[Start of Data section]
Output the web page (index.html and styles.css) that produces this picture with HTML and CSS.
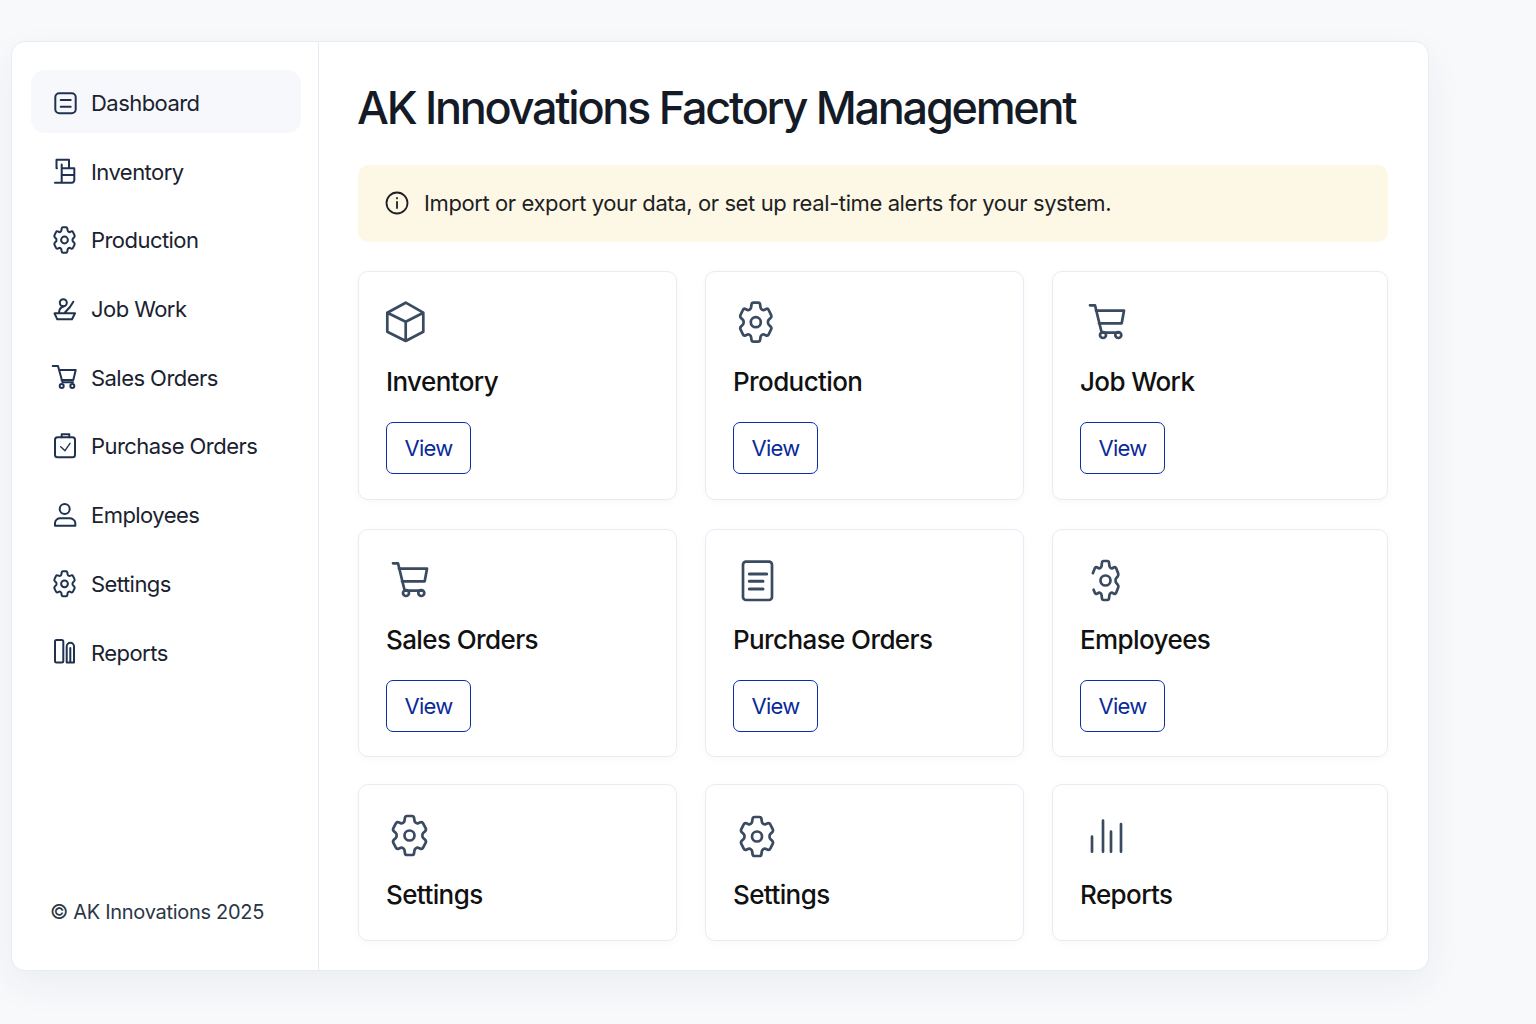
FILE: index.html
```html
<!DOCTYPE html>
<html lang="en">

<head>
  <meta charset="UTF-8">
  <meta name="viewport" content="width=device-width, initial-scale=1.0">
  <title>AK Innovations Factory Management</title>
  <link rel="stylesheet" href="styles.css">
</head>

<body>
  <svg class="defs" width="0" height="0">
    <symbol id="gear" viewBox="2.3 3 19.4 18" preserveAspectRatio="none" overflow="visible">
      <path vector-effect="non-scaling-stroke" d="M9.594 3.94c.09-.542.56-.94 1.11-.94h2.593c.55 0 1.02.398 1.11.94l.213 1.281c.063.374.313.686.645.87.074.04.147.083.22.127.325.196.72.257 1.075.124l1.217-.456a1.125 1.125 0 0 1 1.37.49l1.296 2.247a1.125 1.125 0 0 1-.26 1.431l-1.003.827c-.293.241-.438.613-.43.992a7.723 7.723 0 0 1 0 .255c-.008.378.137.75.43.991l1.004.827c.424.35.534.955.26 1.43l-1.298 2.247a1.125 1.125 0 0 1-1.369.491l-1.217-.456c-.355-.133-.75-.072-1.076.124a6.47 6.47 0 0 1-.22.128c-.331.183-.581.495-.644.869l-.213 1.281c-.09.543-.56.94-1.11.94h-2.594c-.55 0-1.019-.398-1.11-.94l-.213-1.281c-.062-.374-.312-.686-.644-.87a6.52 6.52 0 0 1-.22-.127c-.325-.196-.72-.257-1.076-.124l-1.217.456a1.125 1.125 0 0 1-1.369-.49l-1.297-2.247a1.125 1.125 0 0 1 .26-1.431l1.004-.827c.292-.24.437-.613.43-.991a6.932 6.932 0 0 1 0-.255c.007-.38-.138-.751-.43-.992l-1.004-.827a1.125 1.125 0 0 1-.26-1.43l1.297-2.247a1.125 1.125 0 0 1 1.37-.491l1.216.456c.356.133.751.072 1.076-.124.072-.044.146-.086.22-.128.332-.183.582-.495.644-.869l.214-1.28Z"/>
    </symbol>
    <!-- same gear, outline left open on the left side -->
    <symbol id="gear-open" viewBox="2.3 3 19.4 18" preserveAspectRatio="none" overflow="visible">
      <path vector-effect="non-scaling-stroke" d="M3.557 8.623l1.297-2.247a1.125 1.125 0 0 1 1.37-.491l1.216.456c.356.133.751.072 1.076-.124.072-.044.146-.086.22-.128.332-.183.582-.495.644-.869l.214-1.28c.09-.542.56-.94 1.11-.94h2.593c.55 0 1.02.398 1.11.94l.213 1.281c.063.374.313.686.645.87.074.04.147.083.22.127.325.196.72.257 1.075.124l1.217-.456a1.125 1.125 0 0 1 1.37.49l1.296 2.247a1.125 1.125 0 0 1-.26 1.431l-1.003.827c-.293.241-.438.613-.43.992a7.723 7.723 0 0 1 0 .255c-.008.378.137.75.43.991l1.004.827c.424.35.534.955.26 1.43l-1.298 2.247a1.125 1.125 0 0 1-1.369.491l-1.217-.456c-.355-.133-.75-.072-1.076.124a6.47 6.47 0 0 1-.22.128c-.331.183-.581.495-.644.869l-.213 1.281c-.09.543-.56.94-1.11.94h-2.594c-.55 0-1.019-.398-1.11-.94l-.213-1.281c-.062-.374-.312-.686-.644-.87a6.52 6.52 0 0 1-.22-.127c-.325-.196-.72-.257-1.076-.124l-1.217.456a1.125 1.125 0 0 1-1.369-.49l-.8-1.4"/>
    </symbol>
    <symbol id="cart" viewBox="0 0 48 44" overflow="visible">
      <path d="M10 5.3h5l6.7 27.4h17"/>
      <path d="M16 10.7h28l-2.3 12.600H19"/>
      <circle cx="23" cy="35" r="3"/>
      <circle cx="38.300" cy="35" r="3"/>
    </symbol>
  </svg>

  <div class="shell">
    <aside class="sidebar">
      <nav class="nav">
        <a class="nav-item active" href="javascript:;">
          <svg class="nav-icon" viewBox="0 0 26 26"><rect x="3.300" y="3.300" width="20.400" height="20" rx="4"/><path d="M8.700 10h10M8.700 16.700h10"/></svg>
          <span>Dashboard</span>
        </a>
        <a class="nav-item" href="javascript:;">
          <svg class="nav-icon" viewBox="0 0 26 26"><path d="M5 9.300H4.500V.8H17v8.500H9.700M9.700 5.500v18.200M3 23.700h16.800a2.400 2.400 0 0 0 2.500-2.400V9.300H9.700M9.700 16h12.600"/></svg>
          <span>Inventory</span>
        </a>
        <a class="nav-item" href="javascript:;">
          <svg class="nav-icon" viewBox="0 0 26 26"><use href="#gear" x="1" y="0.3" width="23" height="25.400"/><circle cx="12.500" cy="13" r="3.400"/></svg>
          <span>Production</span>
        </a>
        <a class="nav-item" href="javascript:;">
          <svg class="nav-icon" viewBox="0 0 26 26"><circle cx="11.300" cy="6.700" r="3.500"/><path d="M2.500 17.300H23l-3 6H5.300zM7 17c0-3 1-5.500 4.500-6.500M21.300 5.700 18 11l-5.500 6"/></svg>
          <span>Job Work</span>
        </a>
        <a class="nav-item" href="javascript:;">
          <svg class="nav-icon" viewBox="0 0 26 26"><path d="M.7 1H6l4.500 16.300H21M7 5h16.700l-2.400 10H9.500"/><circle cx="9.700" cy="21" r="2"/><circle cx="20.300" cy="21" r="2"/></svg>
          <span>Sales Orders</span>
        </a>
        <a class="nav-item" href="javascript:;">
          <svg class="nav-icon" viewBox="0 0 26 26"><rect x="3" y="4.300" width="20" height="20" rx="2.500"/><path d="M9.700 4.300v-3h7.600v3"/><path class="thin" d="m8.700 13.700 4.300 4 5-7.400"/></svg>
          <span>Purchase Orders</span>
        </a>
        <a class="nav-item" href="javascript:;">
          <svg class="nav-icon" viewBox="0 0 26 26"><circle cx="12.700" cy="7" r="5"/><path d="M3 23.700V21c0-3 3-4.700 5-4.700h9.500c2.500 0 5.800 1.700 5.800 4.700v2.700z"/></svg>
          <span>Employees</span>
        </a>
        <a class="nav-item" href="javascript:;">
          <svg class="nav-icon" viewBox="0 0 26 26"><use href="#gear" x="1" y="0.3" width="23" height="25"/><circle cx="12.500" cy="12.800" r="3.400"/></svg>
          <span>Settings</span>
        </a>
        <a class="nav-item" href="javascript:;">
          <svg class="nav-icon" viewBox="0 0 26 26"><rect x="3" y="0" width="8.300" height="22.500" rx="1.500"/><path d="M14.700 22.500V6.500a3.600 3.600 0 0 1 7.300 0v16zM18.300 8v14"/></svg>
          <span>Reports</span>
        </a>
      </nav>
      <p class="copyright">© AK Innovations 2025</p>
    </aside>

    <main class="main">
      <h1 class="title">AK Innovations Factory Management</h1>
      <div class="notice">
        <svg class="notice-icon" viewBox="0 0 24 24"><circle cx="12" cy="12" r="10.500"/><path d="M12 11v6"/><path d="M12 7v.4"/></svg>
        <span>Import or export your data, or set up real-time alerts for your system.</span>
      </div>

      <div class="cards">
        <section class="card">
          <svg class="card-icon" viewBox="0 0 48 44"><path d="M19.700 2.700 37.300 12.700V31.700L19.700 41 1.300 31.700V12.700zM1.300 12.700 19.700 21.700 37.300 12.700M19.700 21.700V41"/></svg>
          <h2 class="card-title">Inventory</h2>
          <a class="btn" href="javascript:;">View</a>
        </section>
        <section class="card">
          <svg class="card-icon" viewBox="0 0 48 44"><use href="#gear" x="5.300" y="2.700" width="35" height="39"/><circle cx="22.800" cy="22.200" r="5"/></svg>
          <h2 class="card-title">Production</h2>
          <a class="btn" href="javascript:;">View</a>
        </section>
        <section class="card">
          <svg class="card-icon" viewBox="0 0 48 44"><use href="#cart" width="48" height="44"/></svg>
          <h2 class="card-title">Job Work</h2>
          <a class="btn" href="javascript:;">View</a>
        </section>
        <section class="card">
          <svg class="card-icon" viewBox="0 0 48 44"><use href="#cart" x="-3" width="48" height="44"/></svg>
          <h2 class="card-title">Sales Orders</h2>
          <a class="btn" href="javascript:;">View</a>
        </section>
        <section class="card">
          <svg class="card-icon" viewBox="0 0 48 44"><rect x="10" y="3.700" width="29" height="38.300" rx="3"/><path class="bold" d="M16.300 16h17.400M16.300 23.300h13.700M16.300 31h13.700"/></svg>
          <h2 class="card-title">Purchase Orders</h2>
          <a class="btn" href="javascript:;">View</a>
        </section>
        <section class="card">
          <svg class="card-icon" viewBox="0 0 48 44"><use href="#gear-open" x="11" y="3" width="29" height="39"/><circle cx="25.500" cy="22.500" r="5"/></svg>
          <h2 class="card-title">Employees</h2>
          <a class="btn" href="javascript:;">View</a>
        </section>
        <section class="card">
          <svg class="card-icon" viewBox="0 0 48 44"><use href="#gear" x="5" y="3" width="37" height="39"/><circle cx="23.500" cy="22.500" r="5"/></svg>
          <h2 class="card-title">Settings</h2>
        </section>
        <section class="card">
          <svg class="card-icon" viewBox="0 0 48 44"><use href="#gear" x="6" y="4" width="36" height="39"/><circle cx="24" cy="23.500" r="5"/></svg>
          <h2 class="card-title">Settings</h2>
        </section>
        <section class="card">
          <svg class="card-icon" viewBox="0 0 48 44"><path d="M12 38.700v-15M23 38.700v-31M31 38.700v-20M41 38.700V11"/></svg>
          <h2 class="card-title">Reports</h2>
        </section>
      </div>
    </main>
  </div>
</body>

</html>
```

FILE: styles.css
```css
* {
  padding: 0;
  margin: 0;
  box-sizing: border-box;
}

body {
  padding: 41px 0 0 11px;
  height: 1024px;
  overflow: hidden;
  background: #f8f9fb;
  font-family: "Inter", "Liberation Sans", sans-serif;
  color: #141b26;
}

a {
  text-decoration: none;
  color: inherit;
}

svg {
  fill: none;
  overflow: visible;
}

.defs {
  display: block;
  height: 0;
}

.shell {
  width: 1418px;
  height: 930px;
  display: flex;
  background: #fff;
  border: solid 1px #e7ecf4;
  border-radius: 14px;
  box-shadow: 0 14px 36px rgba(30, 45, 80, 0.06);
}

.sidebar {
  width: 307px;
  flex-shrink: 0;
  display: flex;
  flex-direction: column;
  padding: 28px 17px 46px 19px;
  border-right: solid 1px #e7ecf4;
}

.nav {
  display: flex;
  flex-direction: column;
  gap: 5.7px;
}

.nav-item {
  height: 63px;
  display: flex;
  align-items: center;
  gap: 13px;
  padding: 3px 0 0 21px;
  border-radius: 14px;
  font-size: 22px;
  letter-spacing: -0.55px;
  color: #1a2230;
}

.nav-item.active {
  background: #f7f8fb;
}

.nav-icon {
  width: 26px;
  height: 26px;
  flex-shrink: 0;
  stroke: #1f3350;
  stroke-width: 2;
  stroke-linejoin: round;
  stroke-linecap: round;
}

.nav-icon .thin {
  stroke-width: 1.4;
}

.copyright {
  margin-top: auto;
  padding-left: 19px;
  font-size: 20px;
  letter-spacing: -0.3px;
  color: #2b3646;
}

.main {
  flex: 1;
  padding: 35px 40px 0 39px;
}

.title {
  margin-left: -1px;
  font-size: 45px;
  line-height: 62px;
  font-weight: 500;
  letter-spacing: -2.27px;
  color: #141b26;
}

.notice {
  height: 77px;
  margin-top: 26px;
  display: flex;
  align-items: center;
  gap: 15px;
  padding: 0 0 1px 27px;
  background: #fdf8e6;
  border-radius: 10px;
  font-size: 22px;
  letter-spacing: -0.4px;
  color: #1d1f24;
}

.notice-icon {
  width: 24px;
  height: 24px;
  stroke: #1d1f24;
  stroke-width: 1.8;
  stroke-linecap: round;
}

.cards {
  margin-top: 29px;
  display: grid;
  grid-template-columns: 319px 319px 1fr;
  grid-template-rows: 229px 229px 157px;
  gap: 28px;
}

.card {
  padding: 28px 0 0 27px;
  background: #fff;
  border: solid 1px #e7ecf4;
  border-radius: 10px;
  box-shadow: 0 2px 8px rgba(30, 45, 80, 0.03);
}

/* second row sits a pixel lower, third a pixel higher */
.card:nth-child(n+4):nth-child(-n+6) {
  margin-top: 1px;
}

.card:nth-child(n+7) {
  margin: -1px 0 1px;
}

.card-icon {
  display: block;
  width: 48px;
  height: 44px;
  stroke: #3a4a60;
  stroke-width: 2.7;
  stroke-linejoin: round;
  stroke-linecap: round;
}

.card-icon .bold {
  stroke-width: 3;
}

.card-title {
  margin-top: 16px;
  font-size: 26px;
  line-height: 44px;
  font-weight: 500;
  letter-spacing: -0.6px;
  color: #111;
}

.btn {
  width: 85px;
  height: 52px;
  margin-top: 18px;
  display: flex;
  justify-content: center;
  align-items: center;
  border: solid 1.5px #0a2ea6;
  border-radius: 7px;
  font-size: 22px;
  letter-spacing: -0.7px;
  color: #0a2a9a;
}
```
[End of Data section]
- **Work instructions**
Find all lines holding the string "styles" and copy them.

- **Written solution**
Output the web page (index.html and styles.css) that produces this picture with HTML and CSS.
  <link rel="stylesheet" href="styles.css">
FILE: styles.css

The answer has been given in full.